--- START OF Dataset extract ---

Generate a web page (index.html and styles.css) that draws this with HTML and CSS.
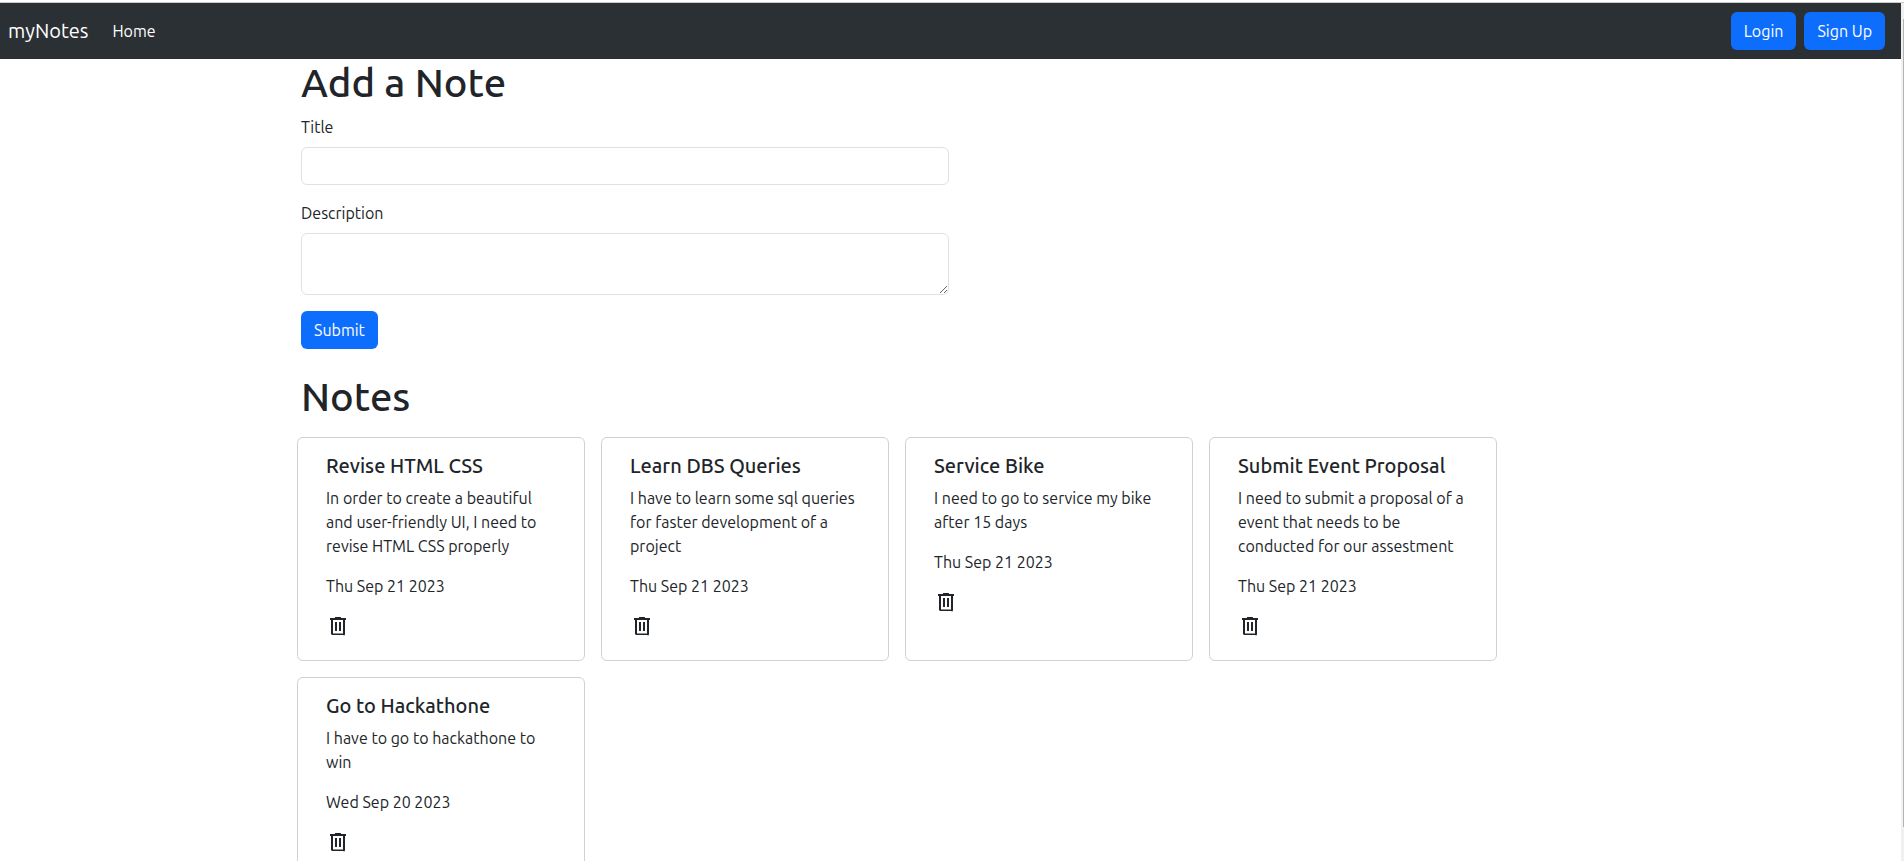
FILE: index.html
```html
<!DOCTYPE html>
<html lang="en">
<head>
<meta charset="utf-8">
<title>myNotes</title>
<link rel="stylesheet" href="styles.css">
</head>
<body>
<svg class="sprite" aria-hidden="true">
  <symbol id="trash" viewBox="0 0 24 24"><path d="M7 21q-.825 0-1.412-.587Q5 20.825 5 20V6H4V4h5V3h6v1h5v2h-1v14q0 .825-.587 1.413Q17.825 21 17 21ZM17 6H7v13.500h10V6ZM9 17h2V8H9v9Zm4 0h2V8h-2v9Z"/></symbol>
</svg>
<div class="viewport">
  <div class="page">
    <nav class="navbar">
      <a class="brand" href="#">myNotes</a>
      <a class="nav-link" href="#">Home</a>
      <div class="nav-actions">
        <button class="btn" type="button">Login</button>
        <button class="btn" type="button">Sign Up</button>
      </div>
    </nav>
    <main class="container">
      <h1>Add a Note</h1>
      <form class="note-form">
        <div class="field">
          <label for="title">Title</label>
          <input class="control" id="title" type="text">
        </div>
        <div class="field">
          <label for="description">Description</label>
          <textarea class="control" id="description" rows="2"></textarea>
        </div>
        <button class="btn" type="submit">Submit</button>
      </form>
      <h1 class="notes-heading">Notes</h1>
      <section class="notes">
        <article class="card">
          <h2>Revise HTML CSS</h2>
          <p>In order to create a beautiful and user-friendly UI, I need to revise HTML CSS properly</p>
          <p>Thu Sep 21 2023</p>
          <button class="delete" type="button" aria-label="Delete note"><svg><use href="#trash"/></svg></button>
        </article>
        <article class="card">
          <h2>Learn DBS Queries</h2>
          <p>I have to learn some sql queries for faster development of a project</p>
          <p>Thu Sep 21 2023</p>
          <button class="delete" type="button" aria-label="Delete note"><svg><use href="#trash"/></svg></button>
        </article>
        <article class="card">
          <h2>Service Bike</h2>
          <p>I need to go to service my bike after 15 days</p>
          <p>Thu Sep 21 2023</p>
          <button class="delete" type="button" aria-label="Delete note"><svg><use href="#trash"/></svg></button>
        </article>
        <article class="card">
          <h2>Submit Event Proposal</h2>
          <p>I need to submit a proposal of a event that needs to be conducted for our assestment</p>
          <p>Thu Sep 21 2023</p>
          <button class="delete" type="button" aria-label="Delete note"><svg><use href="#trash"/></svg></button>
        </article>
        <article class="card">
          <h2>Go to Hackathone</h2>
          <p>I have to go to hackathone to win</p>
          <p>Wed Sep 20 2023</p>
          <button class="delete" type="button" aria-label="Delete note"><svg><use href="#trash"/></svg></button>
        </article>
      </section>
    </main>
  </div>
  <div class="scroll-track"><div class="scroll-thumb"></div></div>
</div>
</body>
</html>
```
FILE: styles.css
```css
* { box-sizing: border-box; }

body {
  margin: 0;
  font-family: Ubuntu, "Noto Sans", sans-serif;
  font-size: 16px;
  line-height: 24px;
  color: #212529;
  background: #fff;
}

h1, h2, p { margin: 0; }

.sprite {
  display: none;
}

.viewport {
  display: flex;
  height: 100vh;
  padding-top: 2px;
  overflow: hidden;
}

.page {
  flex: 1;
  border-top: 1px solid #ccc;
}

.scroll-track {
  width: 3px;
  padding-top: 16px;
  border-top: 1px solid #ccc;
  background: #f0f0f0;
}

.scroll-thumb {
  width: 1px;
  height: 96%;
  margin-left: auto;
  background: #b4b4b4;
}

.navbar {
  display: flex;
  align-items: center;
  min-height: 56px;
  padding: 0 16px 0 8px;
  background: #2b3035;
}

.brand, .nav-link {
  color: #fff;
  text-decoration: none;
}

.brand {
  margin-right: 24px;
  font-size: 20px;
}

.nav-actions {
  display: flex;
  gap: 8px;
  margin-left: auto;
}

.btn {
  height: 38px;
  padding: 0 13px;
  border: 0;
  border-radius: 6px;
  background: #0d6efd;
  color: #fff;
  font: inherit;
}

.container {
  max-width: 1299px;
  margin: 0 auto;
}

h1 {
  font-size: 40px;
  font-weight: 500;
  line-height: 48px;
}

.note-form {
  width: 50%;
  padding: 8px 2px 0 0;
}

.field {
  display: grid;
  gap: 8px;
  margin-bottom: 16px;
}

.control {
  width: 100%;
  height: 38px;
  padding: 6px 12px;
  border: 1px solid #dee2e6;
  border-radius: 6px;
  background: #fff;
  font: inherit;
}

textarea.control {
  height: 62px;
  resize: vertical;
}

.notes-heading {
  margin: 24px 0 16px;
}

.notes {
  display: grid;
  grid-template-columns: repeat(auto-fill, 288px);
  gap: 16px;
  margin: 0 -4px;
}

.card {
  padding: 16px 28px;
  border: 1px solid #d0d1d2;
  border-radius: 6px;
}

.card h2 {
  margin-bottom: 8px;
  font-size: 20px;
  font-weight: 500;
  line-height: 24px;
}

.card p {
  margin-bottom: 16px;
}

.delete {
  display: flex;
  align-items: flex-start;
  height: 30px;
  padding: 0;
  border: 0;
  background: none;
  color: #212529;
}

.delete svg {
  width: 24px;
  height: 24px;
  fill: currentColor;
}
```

--- END OF Dataset extract ---

Exercise aim: Transcribe all of the material exactly, leaving out whatever pictures it contains.

Answer below:
Generate a web page (index.html and styles.css) that draws this with HTML and CSS.
FILE: index.html
```html
<!DOCTYPE html>
<html lang="en">
<head>
<meta charset="utf-8">
<title>myNotes</title>
<link rel="stylesheet" href="styles.css">
</head>
<body>
<svg class="sprite" aria-hidden="true">
  <symbol id="trash" viewBox="0 0 24 24"><path d="M7 21q-.825 0-1.412-.587Q5 20.825 5 20V6H4V4h5V3h6v1h5v2h-1v14q0 .825-.587 1.413Q17.825 21 17 21ZM17 6H7v13.500h10V6ZM9 17h2V8H9v9Zm4 0h2V8h-2v9Z"/></symbol>
</svg>
<div class="viewport">
  <div class="page">
    <nav class="navbar">
      <a class="brand" href="#">myNotes</a>
      <a class="nav-link" href="#">Home</a>
      <div class="nav-actions">
        <button class="btn" type="button">Login</button>
        <button class="btn" type="button">Sign Up</button>
      </div>
    </nav>
    <main class="container">
      <h1>Add a Note</h1>
      <form class="note-form">
        <div class="field">
          <label for="title">Title</label>
          <input class="control" id="title" type="text">
        </div>
        <div class="field">
          <label for="description">Description</label>
          <textarea class="control" id="description" rows="2"></textarea>
        </div>
        <button class="btn" type="submit">Submit</button>
      </form>
      <h1 class="notes-heading">Notes</h1>
      <section class="notes">
        <article class="card">
          <h2>Revise HTML CSS</h2>
          <p>In order to create a beautiful and user-friendly UI, I need to revise HTML CSS properly</p>
          <p>Thu Sep 21 2023</p>
          <button class="delete" type="button" aria-label="Delete note"><svg><use href="#trash"/></svg></button>
        </article>
        <article class="card">
          <h2>Learn DBS Queries</h2>
          <p>I have to learn some sql queries for faster development of a project</p>
          <p>Thu Sep 21 2023</p>
          <button class="delete" type="button" aria-label="Delete note"><svg><use href="#trash"/></svg></button>
        </article>
        <article class="card">
          <h2>Service Bike</h2>
          <p>I need to go to service my bike after 15 days</p>
          <p>Thu Sep 21 2023</p>
          <button class="delete" type="button" aria-label="Delete note"><svg><use href="#trash"/></svg></button>
        </article>
        <article class="card">
          <h2>Submit Event Proposal</h2>
          <p>I need to submit a proposal of a event that needs to be conducted for our assestment</p>
          <p>Thu Sep 21 2023</p>
          <button class="delete" type="button" aria-label="Delete note"><svg><use href="#trash"/></svg></button>
        </article>
        <article class="card">
          <h2>Go to Hackathone</h2>
          <p>I have to go to hackathone to win</p>
          <p>Wed Sep 20 2023</p>
          <button class="delete" type="button" aria-label="Delete note"><svg><use href="#trash"/></svg></button>
        </article>
      </section>
    </main>
  </div>
  <div class="scroll-track"><div class="scroll-thumb"></div></div>
</div>
</body>
</html>
```
FILE: styles.css
```css
* { box-sizing: border-box; }

body {
  margin: 0;
  font-family: Ubuntu, "Noto Sans", sans-serif;
  font-size: 16px;
  line-height: 24px;
  color: #212529;
  background: #fff;
}

h1, h2, p { margin: 0; }

.sprite {
  display: none;
}

.viewport {
  display: flex;
  height: 100vh;
  padding-top: 2px;
  overflow: hidden;
}

.page {
  flex: 1;
  border-top: 1px solid #ccc;
}

.scroll-track {
  width: 3px;
  padding-top: 16px;
  border-top: 1px solid #ccc;
  background: #f0f0f0;
}

.scroll-thumb {
  width: 1px;
  height: 96%;
  margin-left: auto;
  background: #b4b4b4;
}

.navbar {
  display: flex;
  align-items: center;
  min-height: 56px;
  padding: 0 16px 0 8px;
  background: #2b3035;
}

.brand, .nav-link {
  color: #fff;
  text-decoration: none;
}

.brand {
  margin-right: 24px;
  font-size: 20px;
}

.nav-actions {
  display: flex;
  gap: 8px;
  margin-left: auto;
}

.btn {
  height: 38px;
  padding: 0 13px;
  border: 0;
  border-radius: 6px;
  background: #0d6efd;
  color: #fff;
  font: inherit;
}

.container {
  max-width: 1299px;
  margin: 0 auto;
}

h1 {
  font-size: 40px;
  font-weight: 500;
  line-height: 48px;
}

.note-form {
  width: 50%;
  padding: 8px 2px 0 0;
}

.field {
  display: grid;
  gap: 8px;
  margin-bottom: 16px;
}

.control {
  width: 100%;
  height: 38px;
  padding: 6px 12px;
  border: 1px solid #dee2e6;
  border-radius: 6px;
  background: #fff;
  font: inherit;
}

textarea.control {
  height: 62px;
  resize: vertical;
}

.notes-heading {
  margin: 24px 0 16px;
}

.notes {
  display: grid;
  grid-template-columns: repeat(auto-fill, 288px);
  gap: 16px;
  margin: 0 -4px;
}

.card {
  padding: 16px 28px;
  border: 1px solid #d0d1d2;
  border-radius: 6px;
}

.card h2 {
  margin-bottom: 8px;
  font-size: 20px;
  font-weight: 500;
  line-height: 24px;
}

.card p {
  margin-bottom: 16px;
}

.delete {
  display: flex;
  align-items: flex-start;
  height: 30px;
  padding: 0;
  border: 0;
  background: none;
  color: #212529;
}

.delete svg {
  width: 24px;
  height: 24px;
  fill: currentColor;
}
```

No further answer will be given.